Exercise instructions ▸ Begin with the first line of the material and write out each line exactly, ending with the line that contains "const RESEARCH = ['Real". Pictures are not part of the copy.

Source data ▸
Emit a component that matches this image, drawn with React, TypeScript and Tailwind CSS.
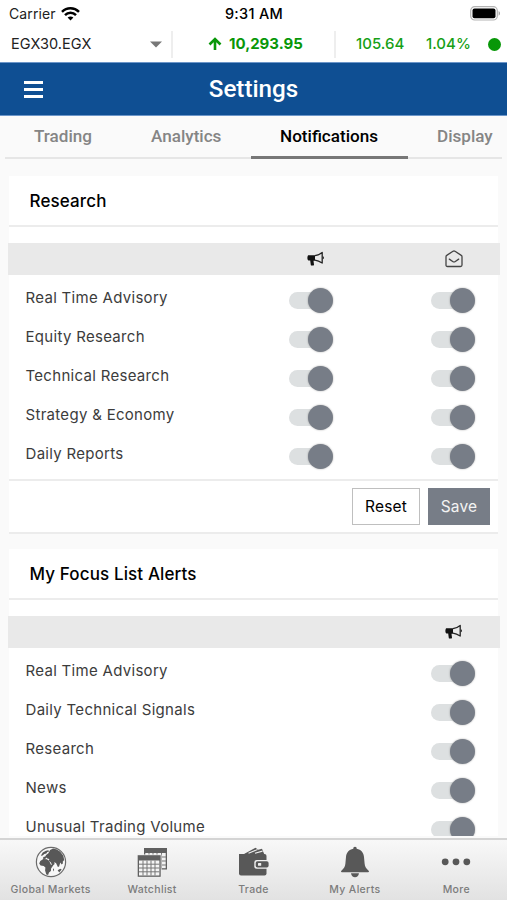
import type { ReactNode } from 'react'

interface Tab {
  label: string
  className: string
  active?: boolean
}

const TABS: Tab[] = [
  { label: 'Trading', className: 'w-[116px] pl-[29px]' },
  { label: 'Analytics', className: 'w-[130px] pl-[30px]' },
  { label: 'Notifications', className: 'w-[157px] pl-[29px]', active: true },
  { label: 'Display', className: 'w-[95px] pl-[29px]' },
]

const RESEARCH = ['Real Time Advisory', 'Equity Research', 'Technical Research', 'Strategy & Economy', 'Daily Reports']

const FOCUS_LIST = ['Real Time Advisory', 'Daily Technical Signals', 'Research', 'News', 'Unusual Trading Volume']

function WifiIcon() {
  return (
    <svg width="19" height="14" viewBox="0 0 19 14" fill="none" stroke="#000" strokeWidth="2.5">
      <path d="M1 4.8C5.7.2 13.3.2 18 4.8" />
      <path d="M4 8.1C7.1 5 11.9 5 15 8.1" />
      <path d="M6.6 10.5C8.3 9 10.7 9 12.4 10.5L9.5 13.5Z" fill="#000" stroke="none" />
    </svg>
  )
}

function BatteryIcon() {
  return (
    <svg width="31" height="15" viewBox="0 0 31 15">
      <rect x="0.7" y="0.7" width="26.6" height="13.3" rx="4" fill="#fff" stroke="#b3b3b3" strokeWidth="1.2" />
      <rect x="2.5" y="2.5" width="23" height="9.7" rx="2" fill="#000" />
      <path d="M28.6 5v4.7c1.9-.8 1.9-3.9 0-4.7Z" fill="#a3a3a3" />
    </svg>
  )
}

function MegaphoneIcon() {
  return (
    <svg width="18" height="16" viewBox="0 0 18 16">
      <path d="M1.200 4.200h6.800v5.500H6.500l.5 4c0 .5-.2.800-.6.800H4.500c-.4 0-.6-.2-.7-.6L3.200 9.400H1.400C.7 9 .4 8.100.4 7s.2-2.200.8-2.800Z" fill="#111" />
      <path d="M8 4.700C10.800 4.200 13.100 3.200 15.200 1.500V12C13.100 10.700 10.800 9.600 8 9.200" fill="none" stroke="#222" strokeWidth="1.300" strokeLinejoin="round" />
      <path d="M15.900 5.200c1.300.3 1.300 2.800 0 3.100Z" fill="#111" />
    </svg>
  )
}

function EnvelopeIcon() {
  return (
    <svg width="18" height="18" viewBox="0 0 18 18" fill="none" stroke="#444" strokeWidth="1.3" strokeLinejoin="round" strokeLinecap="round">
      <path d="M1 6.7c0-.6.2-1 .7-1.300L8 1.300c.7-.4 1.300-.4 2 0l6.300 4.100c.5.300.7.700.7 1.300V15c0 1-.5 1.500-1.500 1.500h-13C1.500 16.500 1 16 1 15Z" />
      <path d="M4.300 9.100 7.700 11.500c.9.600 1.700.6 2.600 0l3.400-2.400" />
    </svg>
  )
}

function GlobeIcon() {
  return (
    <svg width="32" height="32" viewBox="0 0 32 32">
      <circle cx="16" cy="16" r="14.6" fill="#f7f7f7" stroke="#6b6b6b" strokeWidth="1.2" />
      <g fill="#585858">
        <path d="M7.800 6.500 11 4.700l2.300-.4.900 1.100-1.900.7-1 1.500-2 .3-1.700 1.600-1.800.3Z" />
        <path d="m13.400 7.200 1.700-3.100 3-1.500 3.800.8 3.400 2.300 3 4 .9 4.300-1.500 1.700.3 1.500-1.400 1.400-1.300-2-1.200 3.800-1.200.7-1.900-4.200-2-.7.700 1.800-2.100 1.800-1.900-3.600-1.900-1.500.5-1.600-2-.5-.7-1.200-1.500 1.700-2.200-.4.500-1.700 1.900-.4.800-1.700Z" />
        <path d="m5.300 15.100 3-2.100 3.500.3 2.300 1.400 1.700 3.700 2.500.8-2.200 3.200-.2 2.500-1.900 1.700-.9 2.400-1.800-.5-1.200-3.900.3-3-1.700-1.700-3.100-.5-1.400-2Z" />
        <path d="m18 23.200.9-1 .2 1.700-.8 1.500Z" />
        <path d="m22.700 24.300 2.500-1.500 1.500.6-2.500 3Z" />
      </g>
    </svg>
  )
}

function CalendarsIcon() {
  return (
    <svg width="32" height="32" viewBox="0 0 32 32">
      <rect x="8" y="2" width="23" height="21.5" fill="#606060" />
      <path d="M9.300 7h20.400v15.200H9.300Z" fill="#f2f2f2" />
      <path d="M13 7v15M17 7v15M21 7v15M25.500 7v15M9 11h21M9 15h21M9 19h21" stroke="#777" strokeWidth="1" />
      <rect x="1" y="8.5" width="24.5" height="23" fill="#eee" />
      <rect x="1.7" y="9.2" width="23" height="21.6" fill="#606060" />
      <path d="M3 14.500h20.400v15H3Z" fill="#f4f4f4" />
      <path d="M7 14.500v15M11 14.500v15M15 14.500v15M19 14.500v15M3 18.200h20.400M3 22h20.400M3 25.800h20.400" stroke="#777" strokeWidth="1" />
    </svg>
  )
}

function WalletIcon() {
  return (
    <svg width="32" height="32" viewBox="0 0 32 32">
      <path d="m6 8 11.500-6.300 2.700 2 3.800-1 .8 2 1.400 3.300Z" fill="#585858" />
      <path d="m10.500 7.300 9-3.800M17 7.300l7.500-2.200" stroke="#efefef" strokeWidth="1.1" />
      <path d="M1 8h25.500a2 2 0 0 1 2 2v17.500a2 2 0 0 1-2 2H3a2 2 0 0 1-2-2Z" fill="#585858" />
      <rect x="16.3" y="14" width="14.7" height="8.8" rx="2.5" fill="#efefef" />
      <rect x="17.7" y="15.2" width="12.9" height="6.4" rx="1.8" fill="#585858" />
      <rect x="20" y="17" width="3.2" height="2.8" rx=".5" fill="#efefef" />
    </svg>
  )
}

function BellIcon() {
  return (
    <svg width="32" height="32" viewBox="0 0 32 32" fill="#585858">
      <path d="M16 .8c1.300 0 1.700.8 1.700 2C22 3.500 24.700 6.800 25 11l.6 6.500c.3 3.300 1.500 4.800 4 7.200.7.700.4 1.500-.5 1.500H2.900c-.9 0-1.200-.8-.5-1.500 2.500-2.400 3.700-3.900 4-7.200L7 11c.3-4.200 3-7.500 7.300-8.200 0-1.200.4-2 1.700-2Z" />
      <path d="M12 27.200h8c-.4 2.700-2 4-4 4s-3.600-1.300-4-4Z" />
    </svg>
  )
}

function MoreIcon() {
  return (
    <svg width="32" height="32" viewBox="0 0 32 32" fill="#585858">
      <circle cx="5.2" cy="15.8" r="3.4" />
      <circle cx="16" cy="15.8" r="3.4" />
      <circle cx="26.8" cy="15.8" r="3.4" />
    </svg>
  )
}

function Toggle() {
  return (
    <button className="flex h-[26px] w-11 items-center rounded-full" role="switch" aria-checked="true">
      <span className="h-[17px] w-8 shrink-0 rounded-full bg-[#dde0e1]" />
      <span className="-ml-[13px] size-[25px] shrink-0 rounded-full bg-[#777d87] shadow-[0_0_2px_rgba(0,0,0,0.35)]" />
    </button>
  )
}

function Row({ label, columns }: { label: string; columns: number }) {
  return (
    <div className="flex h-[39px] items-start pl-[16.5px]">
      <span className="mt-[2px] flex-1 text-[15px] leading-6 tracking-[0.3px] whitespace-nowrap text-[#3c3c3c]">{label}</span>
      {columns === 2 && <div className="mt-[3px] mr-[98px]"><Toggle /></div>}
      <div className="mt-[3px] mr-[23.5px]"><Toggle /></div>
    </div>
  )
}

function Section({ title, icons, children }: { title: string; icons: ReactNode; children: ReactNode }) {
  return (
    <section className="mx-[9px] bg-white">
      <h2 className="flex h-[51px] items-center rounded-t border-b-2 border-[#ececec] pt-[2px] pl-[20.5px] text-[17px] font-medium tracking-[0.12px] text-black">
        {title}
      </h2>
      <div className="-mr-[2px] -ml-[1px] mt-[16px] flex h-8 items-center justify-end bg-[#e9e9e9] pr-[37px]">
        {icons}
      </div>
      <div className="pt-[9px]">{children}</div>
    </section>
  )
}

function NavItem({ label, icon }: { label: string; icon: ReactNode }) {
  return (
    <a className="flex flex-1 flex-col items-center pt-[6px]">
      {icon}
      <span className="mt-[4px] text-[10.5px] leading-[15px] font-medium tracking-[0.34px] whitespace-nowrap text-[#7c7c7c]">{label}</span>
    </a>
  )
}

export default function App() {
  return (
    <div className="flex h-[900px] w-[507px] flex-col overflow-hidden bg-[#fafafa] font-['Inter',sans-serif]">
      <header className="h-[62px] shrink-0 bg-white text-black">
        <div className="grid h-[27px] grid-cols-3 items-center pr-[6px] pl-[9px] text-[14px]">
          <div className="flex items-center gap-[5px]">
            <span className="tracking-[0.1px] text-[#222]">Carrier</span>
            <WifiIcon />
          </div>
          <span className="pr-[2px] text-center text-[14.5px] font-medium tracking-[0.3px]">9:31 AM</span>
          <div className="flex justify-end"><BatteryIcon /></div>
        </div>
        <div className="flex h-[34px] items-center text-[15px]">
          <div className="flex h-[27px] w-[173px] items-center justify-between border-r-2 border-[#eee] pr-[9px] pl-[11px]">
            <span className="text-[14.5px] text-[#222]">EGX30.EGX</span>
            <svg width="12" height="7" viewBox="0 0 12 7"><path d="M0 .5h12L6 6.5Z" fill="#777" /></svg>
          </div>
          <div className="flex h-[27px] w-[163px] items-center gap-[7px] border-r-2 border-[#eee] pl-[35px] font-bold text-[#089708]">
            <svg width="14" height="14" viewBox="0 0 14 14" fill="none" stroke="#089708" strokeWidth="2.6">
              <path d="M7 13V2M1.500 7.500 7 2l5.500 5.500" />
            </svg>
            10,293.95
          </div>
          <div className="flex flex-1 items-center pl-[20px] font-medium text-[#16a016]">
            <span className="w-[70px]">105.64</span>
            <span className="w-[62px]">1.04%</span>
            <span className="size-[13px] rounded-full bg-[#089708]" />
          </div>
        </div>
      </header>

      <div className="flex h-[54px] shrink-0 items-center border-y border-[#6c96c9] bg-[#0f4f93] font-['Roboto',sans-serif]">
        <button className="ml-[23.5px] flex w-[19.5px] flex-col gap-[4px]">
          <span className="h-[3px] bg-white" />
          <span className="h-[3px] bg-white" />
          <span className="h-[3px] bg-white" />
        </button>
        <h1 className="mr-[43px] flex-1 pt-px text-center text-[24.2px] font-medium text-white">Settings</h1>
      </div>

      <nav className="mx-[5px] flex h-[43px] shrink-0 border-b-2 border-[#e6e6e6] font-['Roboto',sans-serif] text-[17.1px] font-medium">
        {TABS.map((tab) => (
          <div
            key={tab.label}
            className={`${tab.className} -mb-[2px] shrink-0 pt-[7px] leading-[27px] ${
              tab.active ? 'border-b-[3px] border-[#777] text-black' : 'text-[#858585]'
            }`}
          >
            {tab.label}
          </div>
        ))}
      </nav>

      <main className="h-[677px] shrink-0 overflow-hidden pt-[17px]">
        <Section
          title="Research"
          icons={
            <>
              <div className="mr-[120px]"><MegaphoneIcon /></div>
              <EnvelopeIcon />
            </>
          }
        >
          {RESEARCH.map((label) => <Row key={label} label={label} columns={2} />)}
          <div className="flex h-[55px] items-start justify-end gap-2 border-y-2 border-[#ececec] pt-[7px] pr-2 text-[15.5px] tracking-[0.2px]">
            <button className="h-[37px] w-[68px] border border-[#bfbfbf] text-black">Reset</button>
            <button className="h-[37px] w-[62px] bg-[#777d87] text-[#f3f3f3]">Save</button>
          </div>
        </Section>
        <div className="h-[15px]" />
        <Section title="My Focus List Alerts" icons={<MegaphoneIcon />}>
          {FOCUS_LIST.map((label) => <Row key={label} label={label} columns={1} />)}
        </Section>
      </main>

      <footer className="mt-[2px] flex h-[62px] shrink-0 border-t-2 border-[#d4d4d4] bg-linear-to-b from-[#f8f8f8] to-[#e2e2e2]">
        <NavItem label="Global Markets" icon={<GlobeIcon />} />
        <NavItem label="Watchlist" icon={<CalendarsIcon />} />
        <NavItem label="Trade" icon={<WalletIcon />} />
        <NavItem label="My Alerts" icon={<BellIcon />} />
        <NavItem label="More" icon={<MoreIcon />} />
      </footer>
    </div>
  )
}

Complete answer ▸
Emit a component that matches this image, drawn with React, TypeScript and Tailwind CSS.
import type { ReactNode } from 'react'

interface Tab {
  label: string
  className: string
  active?: boolean
}

const TABS: Tab[] = [
  { label: 'Trading', className: 'w-[116px] pl-[29px]' },
  { label: 'Analytics', className: 'w-[130px] pl-[30px]' },
  { label: 'Notifications', className: 'w-[157px] pl-[29px]', active: true },
  { label: 'Display', className: 'w-[95px] pl-[29px]' },
]

const RESEARCH = ['Real Time Advisory', 'Equity Research', 'Technical Research', 'Strategy & Economy', 'Daily Reports']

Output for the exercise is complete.